The multinational team of experts was working from the South African Antarctic Supply Vessel SA Agulhas II, using Saab’s Sabertooth hybrid underwater search vehicles. They departed Cape Town on February 5 and onboard the vessel were 43 local seafarers under Captain Knowledge Bengu who would provide critical support to the expedition team The team praised the skills of Captain Bengu, including his expertise that permitted the vessel to break free when it became trapped in the Weddell Sea near the position of the Endurance. Among the techniques used by the captain was rocking the vessel with its crane extended over the side of the vessel.

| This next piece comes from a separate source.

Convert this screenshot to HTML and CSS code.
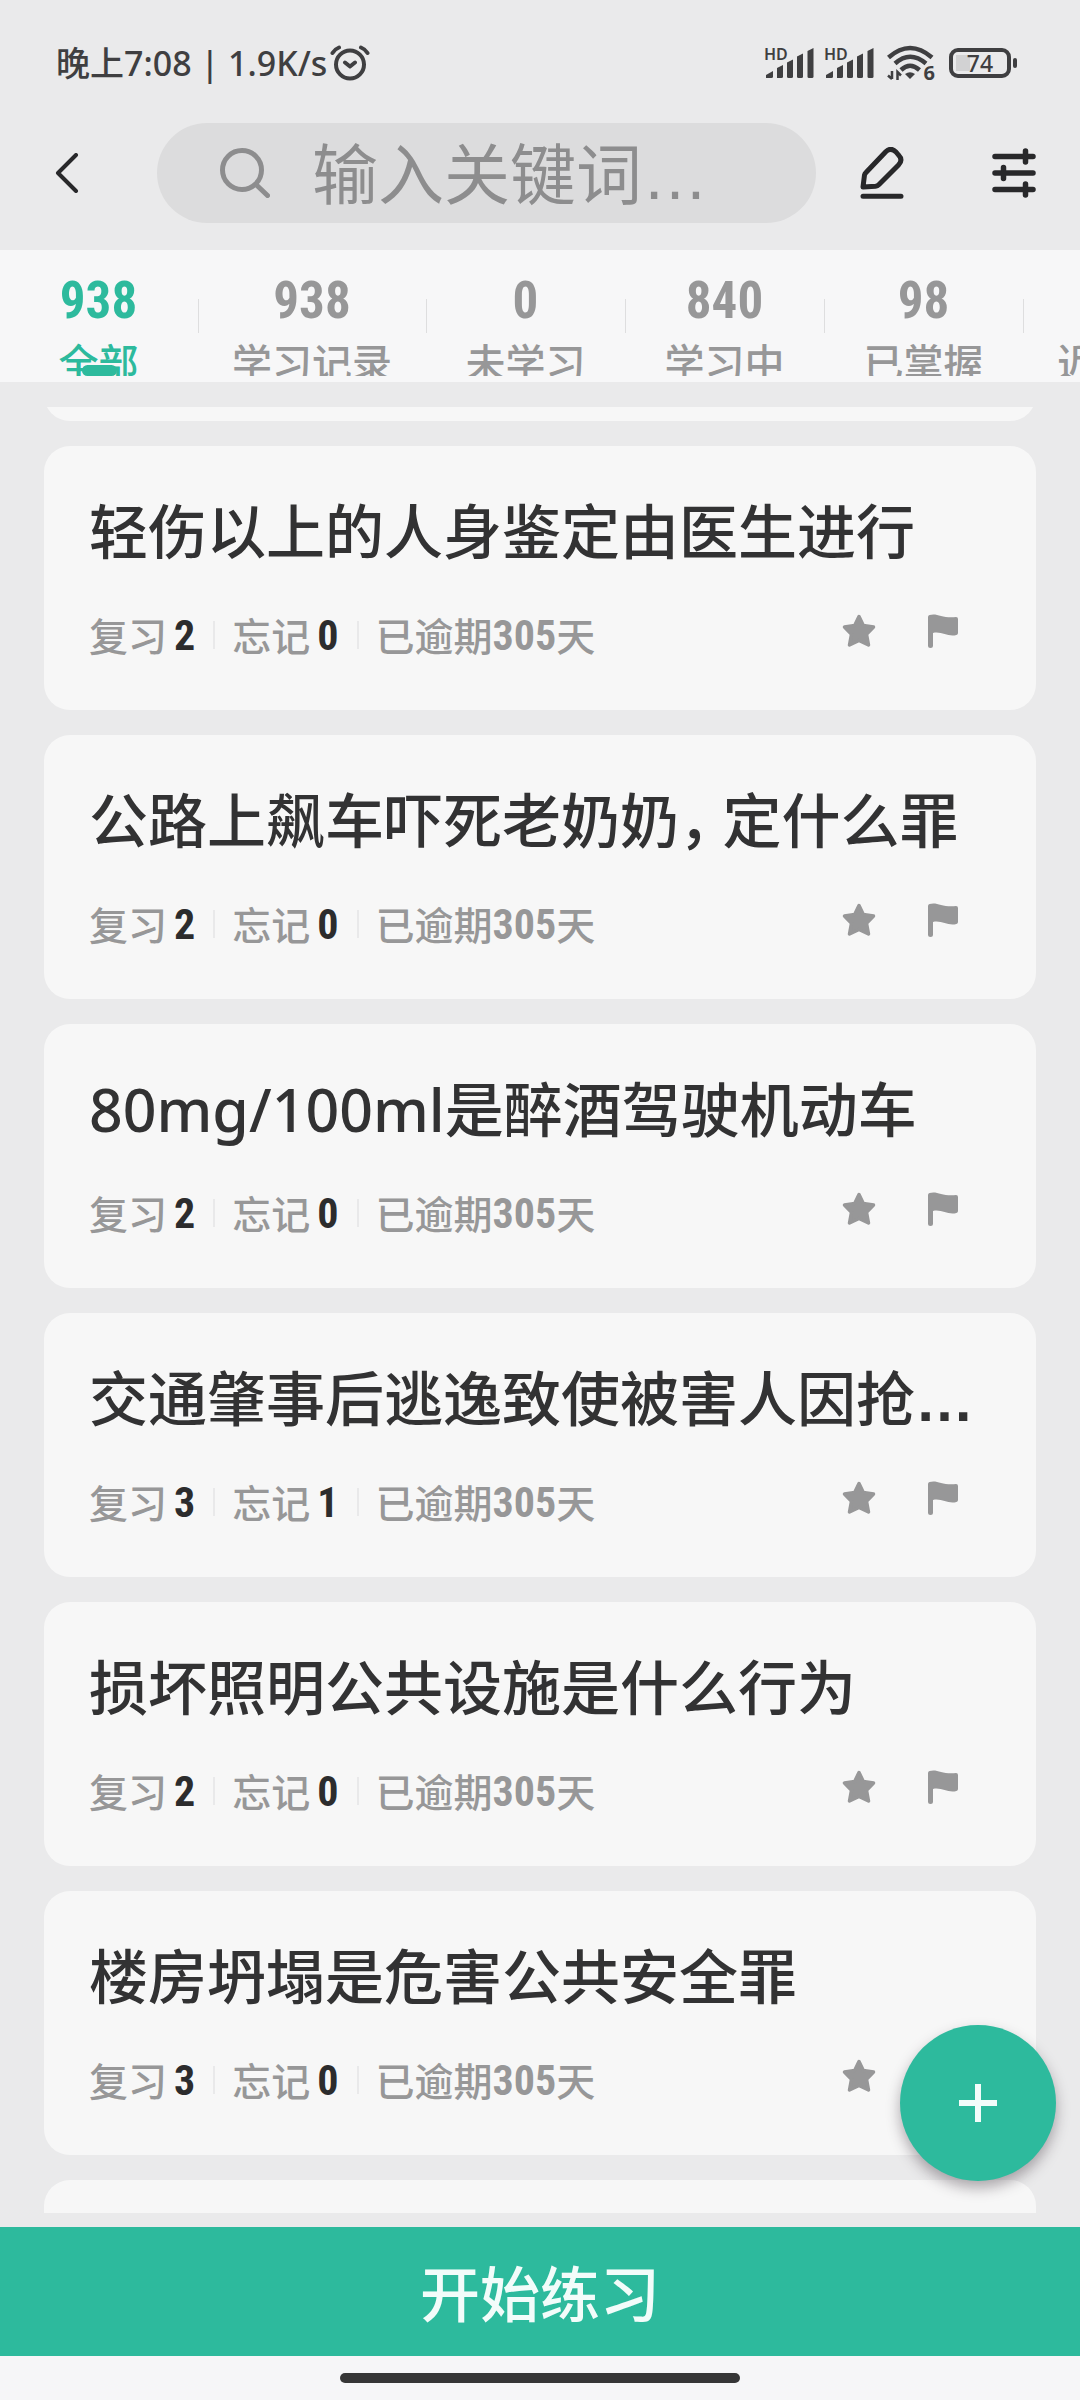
FILE: index.html
```html
<!DOCTYPE html>
<html lang="zh-CN">
<head>
<meta charset="utf-8">
<meta name="viewport" content="width=device-width, initial-scale=1">
<title>学习记录</title>
<link rel="stylesheet" href="styles.css">
</head>
<body>
<svg class="sprite" aria-hidden="true">
  <symbol id="star" viewBox="0 0 34 34"><path d="M17 2.5 21.3 11.5 31.500 13 24.500 20.300 26.500 31 17 26.500 7.500 31 9.500 20.300 2.500 13 12.700 11.500Z" fill="currentColor" stroke="currentColor" stroke-width="3.500" stroke-linejoin="round"/></symbol>
  <symbol id="flag" viewBox="0 0 30 34"><path d="M0 3Q0 1.500 1.500 1C9-1.500 14 4.500 28 3Q30 3 30 5V19Q30 20.500 28.500 21C20 23.500 14 17 5 19V31.500a2.500 2.500 0 0 1-5 0Z" fill="currentColor"/></symbol>
  <symbol id="signal" viewBox="0 0 48 30"><g fill="currentColor"><path d="M0 30V27L7 23V28.500Q7 30 5.500 30Z"/><path d="M11 30V20L17 17V28.500Q17 30 15.500 30Z"/><path d="M21 28.500V14.500L27 11.500V28.500Q27 30 25.500 30H22.500Q21 30 21 28.500Z"/><path d="M31 28.500V8.500L37 5.500V28.500Q37 30 35.500 30H32.500Q31 30 31 28.500Z"/><path d="M41.500 28.500V3L47.500 0V28.500Q47.500 30 46 30H43Q41.500 30 41.500 28.500Z"/></g></symbol>
</svg>
<div class="app">
  <div class="status">
    <span class="clock">晚上7:08 | 1.9K/s</span>
    <svg class="alarm" viewBox="0 0 40 36" fill="none" stroke="currentColor" stroke-width="4" stroke-linecap="round" stroke-linejoin="round"><circle cx="20" cy="19.500" r="14"/><path d="M15 17.500 20 21.500 25 17.500M2.500 8Q5 4 9 2.500M37.500 8Q35 4 31 2.500"/></svg>
    <div class="status-right">
      <div class="sim"><span class="hd">HD</span><svg class="bars"><use href="#signal"/></svg></div>
      <div class="sim"><span class="hd">HD</span><svg class="bars"><use href="#signal"/></svg></div>
      <div class="wifi">
        <svg viewBox="0 0 48 36" fill="none" stroke="currentColor" stroke-width="4.500"><path d="M1.500 12.500Q23 -6.500 45 12.500M8 18.500Q23 5 39 18.500M14 25Q23 16.500 32.500 25"/><path d="M23 34 18 29Q23 25.500 28 29Z" fill="currentColor" stroke="none"/><path d="M5 26V34M5 34 1 30.500M10.500 35V27L14 30.500" stroke-width="2.500"/></svg>
        <span class="gen">6</span>
      </div>
      <div class="battery"><span class="level">74</span></div>
    </div>
  </div>

  <header class="toolbar">
    <button class="icon-btn back" aria-label="返回"><svg viewBox="0 0 24 40" fill="none" stroke="currentColor" stroke-width="4" stroke-linecap="round" stroke-linejoin="round"><path d="M21 2 3 20 21 38"/></svg></button>
    <label class="search">
      <svg viewBox="0 0 50 50" fill="none" stroke="currentColor" stroke-width="5" stroke-linecap="round"><circle cx="22" cy="22" r="19.500"/><path d="M36.500 37 47.500 47.500"/></svg>
      <input type="text" placeholder="输入关键词…" aria-label="输入关键词">
    </label>
    <button class="icon-btn" aria-label="编辑"><svg viewBox="0 0 44 52" fill="none" stroke="currentColor" stroke-width="5" stroke-linecap="round" stroke-linejoin="round"><path d="M3 40 4.500 28Q5 26.500 6 25.500L26 4.500Q31 0 36 5L38.500 8Q43.500 13 38.500 18L19 37.500Q17.500 39 15.500 39.200ZM3 49.300H41"/></svg></button>
    <button class="icon-btn" aria-label="筛选"><svg viewBox="0 0 44 50" fill="none" stroke="currentColor" stroke-width="5.500" stroke-linecap="round"><path d="M3 8.500H41M3 25H41M3 41.500H41M33.500 3V14M11.500 19.500V30.500M33.500 36V47"/></svg></button>
  </header>

  <nav class="tabs">
    <a class="tab active" href="#all"><b>938</b><span>全部</span></a>
    <a class="tab" href="#records"><b>938</b><span>学习记录</span></a>
    <a class="tab" href="#new"><b>0</b><span>未学习</span></a>
    <a class="tab" href="#learning"><b>840</b><span>学习中</span></a>
    <a class="tab" href="#mastered"><b>98</b><span>已掌握</span></a>
    <a class="tab" href="#recent"><b></b><span>近期学习</span></a>
  </nav>

  <main class="list">
    <article class="card scrolled"></article>
    <article class="card">
      <h2>轻伤以上的人身鉴定由医生进行</h2>
      <div class="meta"><span>复习<b>2</b></span><span>忘记<b>0</b></span><span>已逾期<i>305</i>天</span>
        <div class="marks"><button aria-label="收藏"><svg class="star"><use href="#star"/></svg></button><button aria-label="标记"><svg class="flag"><use href="#flag"/></svg></button></div></div>
    </article>
    <article class="card">
      <h2>公路上飙车吓死老奶奶<span class="comma">，</span>定什么罪</h2>
      <div class="meta"><span>复习<b>2</b></span><span>忘记<b>0</b></span><span>已逾期<i>305</i>天</span>
        <div class="marks"><button aria-label="收藏"><svg class="star"><use href="#star"/></svg></button><button aria-label="标记"><svg class="flag"><use href="#flag"/></svg></button></div></div>
    </article>
    <article class="card">
      <h2>80mg/100ml是醉酒驾驶机动车</h2>
      <div class="meta"><span>复习<b>2</b></span><span>忘记<b>0</b></span><span>已逾期<i>305</i>天</span>
        <div class="marks"><button aria-label="收藏"><svg class="star"><use href="#star"/></svg></button><button aria-label="标记"><svg class="flag"><use href="#flag"/></svg></button></div></div>
    </article>
    <article class="card">
      <h2>交通肇事后逃逸致使被害人因抢<span class="dots">…</span></h2>
      <div class="meta"><span>复习<b>3</b></span><span>忘记<b>1</b></span><span>已逾期<i>305</i>天</span>
        <div class="marks"><button aria-label="收藏"><svg class="star"><use href="#star"/></svg></button><button aria-label="标记"><svg class="flag"><use href="#flag"/></svg></button></div></div>
    </article>
    <article class="card">
      <h2>损坏照明公共设施是什么行为</h2>
      <div class="meta"><span>复习<b>2</b></span><span>忘记<b>0</b></span><span>已逾期<i>305</i>天</span>
        <div class="marks"><button aria-label="收藏"><svg class="star"><use href="#star"/></svg></button><button aria-label="标记"><svg class="flag"><use href="#flag"/></svg></button></div></div>
    </article>
    <article class="card">
      <h2>楼房坍塌是危害公共安全罪</h2>
      <div class="meta"><span>复习<b>3</b></span><span>忘记<b>0</b></span><span>已逾期<i>305</i>天</span>
        <div class="marks"><button aria-label="收藏"><svg class="star"><use href="#star"/></svg></button><button aria-label="标记"><svg class="flag"><use href="#flag"/></svg></button></div></div>
    </article>
    <article class="card"></article>
  </main>

  <footer class="bottom">
    <button class="fab" aria-label="添加"><svg viewBox="0 0 40 40" fill="none" stroke="currentColor" stroke-width="6"><path d="M20 1V39M1 20H39"/></svg></button>
    <button class="start">开始练习</button>
    <div class="home"></div>
  </footer>
</div>
</body>
</html>
```
FILE: styles.css
```css
* { box-sizing: border-box; }

:root {
  --green: #2dba9d;
  --ink: #323233;
  --grey: #979798;
  --cjk: "Noto Sans", "Noto Sans CJK SC", sans-serif;
  --narrow: "Liberation Sans Narrow", "Roboto Condensed", "Roboto", sans-serif;
}

body {
  margin: 0;
  background: #eaeaeb;
  color: var(--ink);
  font-family: var(--cjk);
}

button {
  margin: 0;
  padding: 0;
  border: 0;
  background: none;
  color: inherit;
  font: inherit;
}

svg { display: block; }
.sprite { position: absolute; width: 0; height: 0; }

.app {
  display: flex;
  flex-direction: column;
  height: 100vh;
  overflow: hidden;
}

/* status bar */
.status {
  display: flex;
  align-items: center;
  height: 95px;
  padding: 31px 67px 0 56px;
  color: #3f3f41;
}
.clock { font-size: 34px; line-height: 40px; font-weight: 500; white-space: pre; }
.alarm { width: 40px; height: 36px; margin-left: 3px; }
.status-right { display: flex; align-items: center; gap: 10px; margin-left: auto; }
.sim { position: relative; width: 50px; height: 32px; padding: 1px 0 0 2px; }
.bars { width: 48px; height: 30px; }
.hd {
  position: absolute;
  left: 0;
  top: -1px;
  font-size: 16px;
  line-height: 16px;
  font-weight: 600;
}
.wifi { position: relative; width: 48px; height: 36px; margin: 0 4px 0 3px; }
.wifi svg { width: 48px; height: 36px; }
.gen {
  position: absolute;
  right: 0;
  bottom: -1px;
  font-size: 20px;
  line-height: 18px;
  font-weight: 700;
}
.battery {
  position: relative;
  width: 62px;
  height: 30px;
  margin-right: 2px;
  border: 4px solid currentColor;
  border-radius: 9px;
  background: linear-gradient(#d2d2d3, #d2d2d3) 3px 3px / 14px 16px no-repeat;
}
.battery::after {
  content: "";
  position: absolute;
  right: -10px;
  top: 6px;
  width: 4px;
  height: 10px;
  border-radius: 2px;
  background: currentColor;
}
.level {
  display: block;
  text-align: center;
  font-size: 23px;
  line-height: 22px;
  font-weight: 500;
}

/* search toolbar */
.toolbar {
  display: flex;
  align-items: center;
  height: 155px;
  padding: 0 44px 0 55px;
  color: #28282a;
}
.back { width: 24px; margin-right: 78px; }
.back svg { height: 40px; }
.icon-btn + .icon-btn { margin-left: 88px; }
.icon-btn svg { width: 100%; }
.icon-btn:not(.back) { width: 44px; }
.search {
  display: flex;
  align-items: center;
  flex: 1;
  min-width: 0;
  height: 100px;
  margin-right: 44px;
  padding: 0 50px 0 63px;
  border-radius: 50px;
  background: #dcdcdd;
  color: #8d8d8e;
}
.search svg { flex: none; width: 50px; height: 50px; }
.search input {
  flex: 1;
  min-width: 0;
  height: 96px;
  margin-left: 42px;
  padding: 6px 0 0;
  border: 0;
  outline: 0;
  background: none;
  color: var(--ink);
  font-family: "Liberation Sans", "Noto Sans CJK SC", sans-serif;
  font-size: 66px;
}
.search input::placeholder { color: #8d8d8e; opacity: 1; }

/* filter tabs */
.tabs {
  display: flex;
  flex: none;
  height: 132px;
  padding: 26px 0 6px;
  overflow: hidden;
  background: #f7f7f8;
}
.tab {
  position: relative;
  display: flex;
  flex: none;
  flex-direction: column;
  align-items: center;
  min-width: 199px;
  height: 100px;
  padding: 0 35px 0 33px;
  overflow: hidden;
  color: var(--grey);
  text-decoration: none;
}
.tab::after {
  content: "";
  position: absolute;
  right: 0;
  top: 23px;
  width: 1px;
  height: 34px;
  background: #dededf;
}
.tab b { flex: none; height: 67px; font: 700 51px/50px var(--narrow); }
.tab span { font-size: 40px; line-height: 40px; font-weight: 500; white-space: nowrap; }
.active { color: var(--green); }
.active::before {
  content: "";
  position: absolute;
  left: 82px;
  bottom: 0;
  width: 35px;
  height: 11px;
  border-radius: 6px;
  background: var(--green);
}

/* question list */
.list {
  display: flex;
  flex: 1;
  flex-direction: column;
  gap: 25px;
  min-height: 0;
  margin: 25px 44px 14px;
  overflow: hidden;
}
.card {
  flex: none;
  height: 264px;
  padding: 50px 45px 0;
  border-radius: 26px;
  background: #f7f7f7;
}
.scrolled { margin-top: -250px; }
h2 {
  height: 70px;
  margin: 0;
  font-size: 59px;
  line-height: 70px;
  font-weight: 500;
  white-space: nowrap;
}
.comma { padding-right: 14px; font-feature-settings: "halt"; }
.dots { font-family: "Liberation Sans", sans-serif; font-weight: 700; line-height: 1; }
.meta {
  display: flex;
  align-items: center;
  height: 50px;
  margin-top: 45px;
  color: var(--grey);
  font-size: 39px;
  line-height: 50px;
  font-weight: 500;
}
.meta span { display: flex; align-items: center; }
.meta span + span { margin-left: 18px; padding-left: 19px; background: linear-gradient(#e9e9ea, #e9e9ea) 0 10px / 2px 28px no-repeat; }
.meta b,
.meta i { font: 700 42px/46px var(--narrow); }
.meta b { margin-left: 7px; color: #2c2c2d; }
.marks { display: flex; gap: 52px; height: 46px; margin: 0 33px 0 auto; }
.marks button { height: 36px; }
.star { width: 34px; height: 34px; }
.flag { width: 30px; height: 34px; }

/* bottom action */
.bottom { position: relative; flex: none; background: #f6f6f8; }
.start {
  display: block;
  width: 100%;
  height: 129px;
  padding-bottom: 2px;
  background: var(--green);
  color: #f2fcfa;
  font-size: 60px;
  font-weight: 500;
}
.home { width: 37%; height: 10px; margin: 17px auto; border-radius: 5px; background: #363637; }
.fab {
  position: absolute;
  right: 24px;
  bottom: 219px;
  display: grid;
  place-items: center;
  width: 156px;
  height: 156px;
  border-radius: 50%;
  background: var(--green);
  box-shadow: 0 7px 14px rgba(60, 50, 60, .4);
  color: #f2fcfa;
}
.fab svg { width: 40px; height: 40px; }
```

In addition, to locating the wreck, the team undertook important scientific research in a part of the world that directly affects the global climate and environment. “We conducted an unprecedented educational outreach program, with live broadcasting from on board, allowing new generations from around the world to engage with Endurance22 and become inspired by the amazing stories of polar exploration,’ said Shears.

The team of scientists from research and educational institutions successfully conducted hundreds of hours of climate change related studies over the duration of the expedition. Research was also conducted on the ice drifts, weather conditions of the Weddell Sea, studies of sea ice thickness, and mapping the sea ice from space. Combined, the studies will materially increase understanding of this remote region and how it influences global climate.